Get an old slow safe car like a Volvo.

  1. Shop rates. Insurance BROKERS have access to multiple companies and can give you multiple quotes to pick from. Some of the larger companies do business only through their own “captive” agents. The broker can’t quote them, so you need to talk to them. Neither is really a better choice than the other, you just need to know they have limits on what they can quote you.

  2. Wait. Do young guy stuff and enjoy being a young guy. Accept the fact that young guys tend to cause trouble with the car and y’all are making it tough on each other. Bitch about your insurance rates. When you’re an older guy (25-30+) you can bitch about being older, but revel in the fact you’re not having to pay for the damage those young guys get up to.

  3. Whatever you do, do business with a human who will explain to you what you are paying for, and what that means in practical terms:
    3.a) A $1,000 deductible for collision damage will cost you a lot less than a $250. So big deductible saves you money, right? Right. But if/when you need to make that claim, will you be able to come up with that money right now? If not, you’ve got a wrecked car until you can.
    3.b) Minimum liability limits (25/50 in most places) is cheaper than higher limits (i.e. 100/300). One school of thought says, “you can’t get blood from a stone, so if you’ve got no assets or income worth garnishing, go low and save money. Folks you hurt will just have to accept the $25k limit” What nobody mentions is, in most states you can’t buy un(der)insured motorist coverage that is better than your liability coverage. Meaning, if you only want to be able to pay a maximum of $25k for injuries you cause to someone else, you can’t buy better than that to cover yourself when someone else cheaps on HIS insurance. I carry 1.25 million in liability coverage ONLY because that gives me the right to insure myself for that kind of damage if someone else is at fault and underinsured.

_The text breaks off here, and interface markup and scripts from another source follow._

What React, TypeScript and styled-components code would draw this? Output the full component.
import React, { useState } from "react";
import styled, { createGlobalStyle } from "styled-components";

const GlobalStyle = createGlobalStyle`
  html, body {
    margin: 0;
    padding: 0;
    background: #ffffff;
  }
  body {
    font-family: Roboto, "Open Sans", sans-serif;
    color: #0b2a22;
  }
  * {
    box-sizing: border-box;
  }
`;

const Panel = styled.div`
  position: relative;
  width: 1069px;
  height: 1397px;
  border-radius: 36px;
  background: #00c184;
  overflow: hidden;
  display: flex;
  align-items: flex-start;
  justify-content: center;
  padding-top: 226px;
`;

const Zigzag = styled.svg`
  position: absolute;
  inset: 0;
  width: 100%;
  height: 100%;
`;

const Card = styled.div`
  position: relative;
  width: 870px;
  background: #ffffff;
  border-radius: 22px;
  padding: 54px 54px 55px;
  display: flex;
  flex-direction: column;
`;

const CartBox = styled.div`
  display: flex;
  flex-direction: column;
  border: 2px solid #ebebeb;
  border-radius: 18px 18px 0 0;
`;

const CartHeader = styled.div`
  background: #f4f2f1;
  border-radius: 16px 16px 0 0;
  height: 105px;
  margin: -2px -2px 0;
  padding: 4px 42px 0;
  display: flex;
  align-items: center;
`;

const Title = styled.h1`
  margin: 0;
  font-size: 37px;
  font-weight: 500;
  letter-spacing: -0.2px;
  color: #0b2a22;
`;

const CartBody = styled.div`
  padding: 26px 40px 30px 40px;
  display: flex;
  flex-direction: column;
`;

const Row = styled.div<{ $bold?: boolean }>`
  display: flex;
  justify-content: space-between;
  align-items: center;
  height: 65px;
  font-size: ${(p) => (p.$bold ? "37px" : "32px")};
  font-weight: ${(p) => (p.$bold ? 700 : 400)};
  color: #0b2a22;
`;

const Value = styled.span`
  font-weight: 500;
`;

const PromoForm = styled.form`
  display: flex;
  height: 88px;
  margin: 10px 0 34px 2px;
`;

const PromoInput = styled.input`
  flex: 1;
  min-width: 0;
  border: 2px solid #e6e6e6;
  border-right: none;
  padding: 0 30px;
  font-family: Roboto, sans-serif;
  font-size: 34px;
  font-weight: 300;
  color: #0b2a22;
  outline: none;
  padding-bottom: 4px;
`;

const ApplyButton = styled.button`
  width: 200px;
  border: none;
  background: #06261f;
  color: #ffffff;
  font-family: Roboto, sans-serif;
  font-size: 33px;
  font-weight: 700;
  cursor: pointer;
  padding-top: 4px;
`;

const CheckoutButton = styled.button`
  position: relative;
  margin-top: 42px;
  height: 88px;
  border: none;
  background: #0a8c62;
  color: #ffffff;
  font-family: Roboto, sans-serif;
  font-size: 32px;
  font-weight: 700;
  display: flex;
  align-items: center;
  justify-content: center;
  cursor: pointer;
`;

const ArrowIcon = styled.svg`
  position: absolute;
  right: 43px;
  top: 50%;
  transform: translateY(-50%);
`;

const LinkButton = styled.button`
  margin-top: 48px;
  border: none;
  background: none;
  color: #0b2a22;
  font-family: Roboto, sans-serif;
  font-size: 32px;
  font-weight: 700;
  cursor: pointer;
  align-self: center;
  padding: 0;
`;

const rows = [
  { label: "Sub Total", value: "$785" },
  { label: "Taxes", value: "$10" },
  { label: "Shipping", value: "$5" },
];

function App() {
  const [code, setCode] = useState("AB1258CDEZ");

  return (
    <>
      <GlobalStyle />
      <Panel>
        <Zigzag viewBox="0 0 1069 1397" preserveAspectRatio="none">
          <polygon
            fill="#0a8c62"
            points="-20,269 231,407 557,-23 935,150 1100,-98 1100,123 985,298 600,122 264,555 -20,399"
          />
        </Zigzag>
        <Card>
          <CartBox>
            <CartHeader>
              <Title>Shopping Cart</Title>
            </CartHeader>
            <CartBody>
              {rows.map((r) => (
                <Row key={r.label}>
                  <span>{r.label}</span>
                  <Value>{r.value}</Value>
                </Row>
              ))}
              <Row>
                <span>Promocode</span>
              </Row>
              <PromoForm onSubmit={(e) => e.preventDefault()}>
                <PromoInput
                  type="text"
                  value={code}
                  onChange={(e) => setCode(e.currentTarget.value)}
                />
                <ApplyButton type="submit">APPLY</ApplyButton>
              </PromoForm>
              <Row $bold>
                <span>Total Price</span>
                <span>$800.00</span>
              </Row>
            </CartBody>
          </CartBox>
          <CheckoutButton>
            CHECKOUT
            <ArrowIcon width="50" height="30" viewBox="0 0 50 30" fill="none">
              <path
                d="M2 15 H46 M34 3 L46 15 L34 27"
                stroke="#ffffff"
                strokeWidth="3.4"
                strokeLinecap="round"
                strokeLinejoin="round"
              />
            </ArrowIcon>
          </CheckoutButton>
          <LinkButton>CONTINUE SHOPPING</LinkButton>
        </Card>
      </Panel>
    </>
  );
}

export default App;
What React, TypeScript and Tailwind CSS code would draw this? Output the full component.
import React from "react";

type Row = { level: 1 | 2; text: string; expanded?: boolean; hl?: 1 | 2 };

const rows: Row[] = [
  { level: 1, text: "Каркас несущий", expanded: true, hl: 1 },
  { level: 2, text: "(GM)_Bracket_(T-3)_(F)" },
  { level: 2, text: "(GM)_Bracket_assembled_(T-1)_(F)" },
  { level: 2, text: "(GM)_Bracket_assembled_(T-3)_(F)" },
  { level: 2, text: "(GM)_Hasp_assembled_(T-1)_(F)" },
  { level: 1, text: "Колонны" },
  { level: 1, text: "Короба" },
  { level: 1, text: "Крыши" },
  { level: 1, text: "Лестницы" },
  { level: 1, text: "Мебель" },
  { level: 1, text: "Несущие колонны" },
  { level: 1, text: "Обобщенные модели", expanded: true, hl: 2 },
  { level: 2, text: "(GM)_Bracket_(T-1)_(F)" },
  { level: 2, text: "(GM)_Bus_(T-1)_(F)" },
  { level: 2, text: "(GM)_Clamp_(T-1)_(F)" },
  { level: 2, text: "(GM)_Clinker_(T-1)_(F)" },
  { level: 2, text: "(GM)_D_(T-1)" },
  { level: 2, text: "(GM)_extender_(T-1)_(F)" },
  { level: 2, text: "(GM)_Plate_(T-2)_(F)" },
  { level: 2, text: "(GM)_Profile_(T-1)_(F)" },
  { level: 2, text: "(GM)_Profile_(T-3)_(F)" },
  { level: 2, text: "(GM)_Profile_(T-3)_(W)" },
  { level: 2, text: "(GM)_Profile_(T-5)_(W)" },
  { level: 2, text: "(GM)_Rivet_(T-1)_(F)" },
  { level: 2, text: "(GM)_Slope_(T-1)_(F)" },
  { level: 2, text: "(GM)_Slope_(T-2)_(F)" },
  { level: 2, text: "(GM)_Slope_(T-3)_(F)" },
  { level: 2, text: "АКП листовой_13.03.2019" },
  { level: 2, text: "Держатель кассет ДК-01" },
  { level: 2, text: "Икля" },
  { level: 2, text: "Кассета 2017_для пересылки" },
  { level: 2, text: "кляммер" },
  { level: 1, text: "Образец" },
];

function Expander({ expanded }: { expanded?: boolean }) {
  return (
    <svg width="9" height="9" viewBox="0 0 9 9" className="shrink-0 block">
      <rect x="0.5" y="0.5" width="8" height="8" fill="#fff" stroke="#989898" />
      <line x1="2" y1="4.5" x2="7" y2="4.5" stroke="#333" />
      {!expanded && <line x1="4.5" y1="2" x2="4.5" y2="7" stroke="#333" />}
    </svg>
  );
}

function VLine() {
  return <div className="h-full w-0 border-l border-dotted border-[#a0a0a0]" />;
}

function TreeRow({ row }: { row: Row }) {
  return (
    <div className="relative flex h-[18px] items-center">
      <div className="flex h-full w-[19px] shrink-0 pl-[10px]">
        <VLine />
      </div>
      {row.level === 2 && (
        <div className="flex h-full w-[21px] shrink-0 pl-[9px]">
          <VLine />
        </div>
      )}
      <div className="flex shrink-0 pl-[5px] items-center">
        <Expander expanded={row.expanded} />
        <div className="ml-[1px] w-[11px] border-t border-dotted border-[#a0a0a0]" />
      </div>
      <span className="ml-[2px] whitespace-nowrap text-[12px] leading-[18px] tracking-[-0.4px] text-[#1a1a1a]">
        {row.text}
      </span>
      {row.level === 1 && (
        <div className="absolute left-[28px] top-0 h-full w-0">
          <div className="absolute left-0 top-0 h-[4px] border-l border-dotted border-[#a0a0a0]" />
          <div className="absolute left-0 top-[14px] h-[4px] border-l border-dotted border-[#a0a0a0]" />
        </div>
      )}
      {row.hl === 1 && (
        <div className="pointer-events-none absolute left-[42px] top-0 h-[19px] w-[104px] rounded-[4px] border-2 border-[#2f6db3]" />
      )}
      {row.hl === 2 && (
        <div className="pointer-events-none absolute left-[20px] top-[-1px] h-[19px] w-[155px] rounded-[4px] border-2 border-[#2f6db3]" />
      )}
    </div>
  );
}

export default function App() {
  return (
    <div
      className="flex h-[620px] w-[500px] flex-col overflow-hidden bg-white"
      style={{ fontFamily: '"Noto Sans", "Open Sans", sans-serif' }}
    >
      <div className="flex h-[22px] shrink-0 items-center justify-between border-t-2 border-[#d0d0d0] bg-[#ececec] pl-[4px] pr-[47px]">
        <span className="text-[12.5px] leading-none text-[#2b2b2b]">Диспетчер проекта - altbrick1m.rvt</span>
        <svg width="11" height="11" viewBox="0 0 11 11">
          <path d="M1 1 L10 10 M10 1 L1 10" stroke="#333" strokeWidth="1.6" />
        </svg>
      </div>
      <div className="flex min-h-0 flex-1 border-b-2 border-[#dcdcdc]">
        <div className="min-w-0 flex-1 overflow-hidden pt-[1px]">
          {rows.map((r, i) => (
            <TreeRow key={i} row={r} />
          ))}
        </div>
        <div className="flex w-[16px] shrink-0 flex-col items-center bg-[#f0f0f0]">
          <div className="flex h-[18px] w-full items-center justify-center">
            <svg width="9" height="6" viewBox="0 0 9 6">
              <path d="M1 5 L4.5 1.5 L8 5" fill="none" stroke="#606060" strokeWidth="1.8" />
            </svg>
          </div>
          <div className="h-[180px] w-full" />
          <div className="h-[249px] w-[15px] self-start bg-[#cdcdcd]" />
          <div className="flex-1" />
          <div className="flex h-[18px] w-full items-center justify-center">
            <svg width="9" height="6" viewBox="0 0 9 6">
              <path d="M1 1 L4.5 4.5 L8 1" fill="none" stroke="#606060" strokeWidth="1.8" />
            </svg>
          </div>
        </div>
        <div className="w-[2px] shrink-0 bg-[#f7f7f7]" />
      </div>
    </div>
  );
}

  4. Seriously, talk to a person about all this. It’s expensive, and most folks only think about car insurance because they want to drive legally. What they often fail to think about is how the stuff actually works. Knowledge won’t make it any cheaper for you to get insurance, but you might feel a little better about it if you really understand what you’re shelling out the clams for.

Yeah, a new car will always cost more than an old car unless you plan to not carry collision insurance on your new car (not possible if you’re financing the purchase, mind you).

If you rent and therefore need renter’s insurance, get both the car and renter’s insurance from the same company for a laughably small kickback rate that you’ll snatch up anyway because money is money. Or if you own a house, same thing for home insurance. But I figure at your age you likely don’t own.

My state allows me to take an online defensive driver course for 10% off my insurance rates. It cost $25 going in but saved me much more going out, and is good for three years. I did finally see the magical “5 year good driver discount” on my rates this year after my one speeding ticket finally got old enough, so it does happen. I did notice that my rates dropped by a little every 6 months rather than any big drops (outside of that 5 year good driver one) so they may be doing the same slow decline with you as well.

Not necessarily. I was insuring a (paid off) 2008 Hyundai Elantra for $326/6 mos. with Progressive. I bought a 2014 VW GTI and my rate went down to $314 even though I financed it.

Liability insurance probably won’t vary at all by the type of vehicle. Any car is heavy and fast enough to do plenty of damage.

Collision is going to vary with the cost of the vehicle.

Comprehensive is going to vary with the cost of the vehicle, but might be lower for newer cars if, for example, they have more effective anti-theft technology.

Are you sure that you had the same levels of coverage and deductibles on both of those cars? Which premium went down?

It would have cost me less to pay for my mom’s insurance AND mine by adding me to her plan than to cover just myself with a separate policy. We added me to her plan as an additional driver until I moved out of state for grad school.

Marry a woman with a stellar driving record and combine policies.

Don’t you all get a no claims discount? Ours is 10% per year up to a maximum of 5 years (50%)

On top of that there is a 5% “no tickets” bonus that you can get if you are ticket free for I think 5 years.

I used to be able to buy two different types of policy* - “agreed value” and “market value” - this could represent a small savings if you insured you car for “own damage” for a lesser amount.

The other way is to check what sort of insurance - i.e, who is an authorised driver… There is one company here that offers different rates depending upon some variables
a) “own workshop” or insurance company nominated workshop
b) Authorised driver (i.e - only named drivers are covered vs any driver you give permission to drive the car)
c) Type of use - they have different rates depending upon how you use the car (less than XX km per year is one rate, drive car weekends only is a different rate, drive to work is a different rate again, drive FOR work is another higher rate)

In short - be clear on what you are buying, and see if the insurance can be tailored to your usage pattern to save money.

  • liability insurance of course never changes

Don’t you all get a no claims discount? Ours is 10% per year up to a maximum of 5 years (50%)

On top of that there is a 5% “no tickets” bonus that you can get if you are ticket free for I think 5 years.

I used to be able to buy two different types of policy* - “agreed value” and “market value” - this could represent a small savings if you insured you car for “own damage” for a lesser amount.

The other way is to check what sort of insurance - i.e, who is an authorised driver… There is one company here that offers different rates depending upon some variables
a) “own workshop” or insurance company nominated workshop
b) Authorised driver (i.e - only named drivers are covered vs any driver you give permission to drive the car)
c) Type of use - they have different rates depending upon how you use the car (less than XX km per year is one rate, drive car weekends only is a different rate, drive to work is a different rate again, drive FOR work is another higher rate)

In short - be clear on what you are buying, and see if the insurance can be tailored to your usage pattern to save money.

  • liability insurance of course never changes

Do what just about every young guy I knew did:

**Find a girlfriend and put the car in her name. ** :smiley:

Many, many, many years ago I ran the high risk quotes in the brokerage office of a major insurance company. We quoted the high risk clients through Progressive and noticed that the rates could vary substantially based on make and model of vehicle. Generally stereotypical Soccer Mom-mobiles got lower rates. Anything remotely sporty got higher rates, sometimes MUCH higher.